Dix-huit ans
Texte : Gérard Lefort
Éditeur : Le Chateau d’Eau
Date de parution : 2005
ISBN : 2-913241-68-9
Regarder voir.
Comme un paysage de rêve.
On regarde le visage du Suédois Björn Andresen. On le voit bien, le portrait est de face. Ce visage, nous sommes invités à le reconnaître puisque avant d’être travaillé par le temps il fut, lisse et glabre, trente-quatre ans auparavant, le visage de l’adolescent Tadzio, personnage vedette de « Mort à Venise », le film déliquescent de Luchino Visconti. Mais l’on sent à les scruter que ces traits recouvrent quelque chose sur lequel on a moins prise, comme sur un objet placé trop loin pour que nos mains puissent l’atteindre, à peine l’effleurer du bout des doigts. Sans doute parce que l’opération avant-après ne marche pas et qu’on aurait beaucoup de mal à reconstituer l’acropole de la jeunesse en s’appuyant sur sa ruine pétrifiée. Sans parler de la vareuse à col marin et du chapeau Jean Bart, où sont passé les cheveux blonds, longs et bouclés, le teint de lait , le vermillon des lèvres ? Seuls les yeux font le lien, sombres hier, obscurs aujourd’hui. Tristes assurément, comme si l’homme venait de perdre l’adolescent, de mourir à lui même.
Mémoire grippée mais qui, du coup, autorise à certain travail de l’imagination sur elle-même. Ce visage est comme un paysage de rêve. Celui d’un homme qui, la nuit sur une route déserte, nous fixe, sans qu’on sache, allant à sa rencontre, s’il sera un ami ou un danger. Mais ce qu’on croit être un souvenir personnel enfoui dans les couches du sommeil est peut-être le fantôme d’un passé encore plus ancien qui nous excède. Le sépia de l’image encourage : apparition mythique, oracle ancestral, shaman éternel.
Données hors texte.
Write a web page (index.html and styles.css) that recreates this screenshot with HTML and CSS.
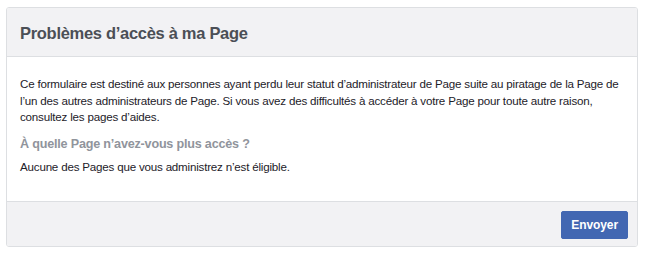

Ce visage de Suède cite celui d’un de ces Indiens d ‘Amérique du Nord photographié au début du XX° siècle par Edward S. Curtis au moment où une civilisation disparaît dans toute sa splendeur, exterminée par l’homme blanc. « C’est un rêve tellement grand que je ne peux l’avoir entier », écrivait Curtis en 1900. On dirait la légende idéale de ce portrait.